Is There a Pent Up Demand For Travel?
DESOTO – Many travel experts are staying optimistic when it comes to the future of travel.
Even as hotels around the country and the world are reporting great losses, a recent survey conducted by consulting firm Oliver Wyman said many travelers are ready to get on the road again.
Of the 4,600 travelers they surveyed it said 60 percent of Americans and 56 global travelers plan to travel the same or more once COVID-19 travel restrictions ease.
“The desire to travel is strong despite obvious challenges and major changes ahead,” said Jessica Stansbury, a partner with Oliver Wyman. “This pent-up demand for leisure travel will spark the initial recovery of the industry.”
This is good news for the hotel industry since the American Hotel & Lodging Association (AHLA) said late last week the industry is on the brink of collapse.

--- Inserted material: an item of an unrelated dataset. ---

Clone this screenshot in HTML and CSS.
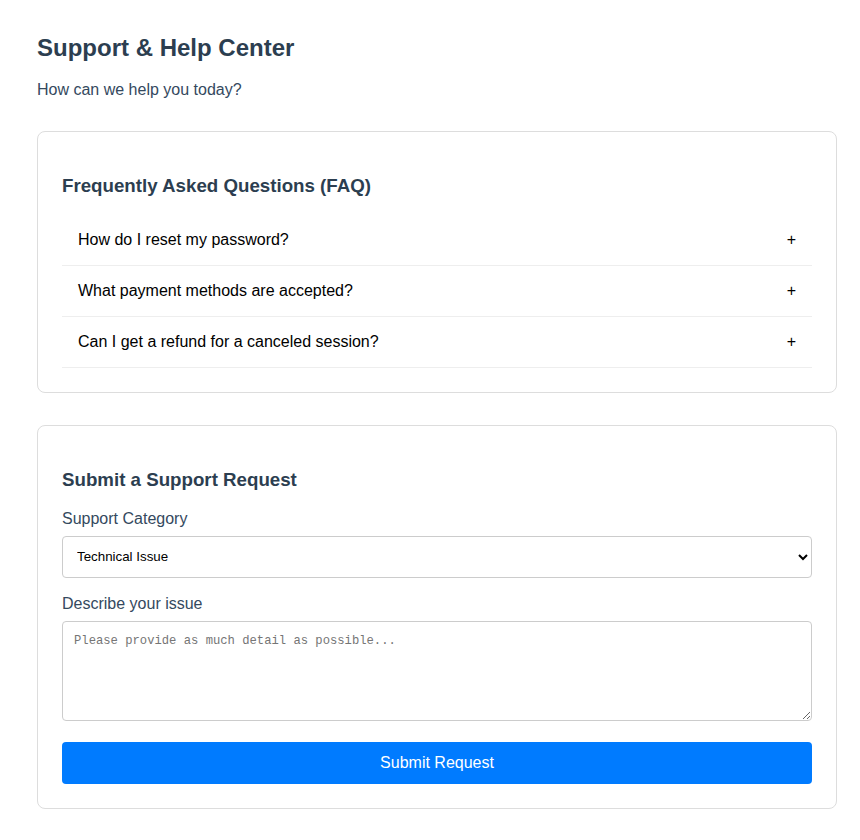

New data from the Bureau of Labor Statistics (BLS) showed staggering job loss in the hospitality and leisure industry. With that in mind the American Hotel & Lodging Association released what it is calling its “Roadmap to Recovery.”
This plan is calling on Congress to prioritize relief for hotel workers and small businesses in the next stimulus package. Since April, it has been reported the hospitality and leisure industry has been the hardest hit. The industry has lost 7 million jobs—nearly as many jobs as the next four sectors combined.
Hospitality Industry Is Fighting To Survive
“The hospitality industry is in a fight for survival,” said Chip Rogers, president, and CEO of AHLA. “We are grateful to the leadership of both parties during one of the most difficult health and economic challenges we have faced. We are urging Congress to do even more to help the hotel industry so that our small business hotel operators can keep the lights on and retain and rehire employees.”
Statistics show COVID-19 will continue to devastate the hotel industry for a few years. In fact, 2020 is projected to be the worst year on record for hotel occupancy. Some experts estimate it will be at least 2022 before hotels return to their 2019 occupancy and revenue levels. So far, the impact of COVID-19 on the travel industry has been nine times worse than September 11.
“While the hotel industry was one of the first affected by the pandemic, we have collectively stepped up to serve our communities during this public health crisis. We need Congress to continue to prioritize the industries and employees most affected by the crisis, so we can retain and rehire the people who power our industry, our communities and our economy,” concluded Rogers.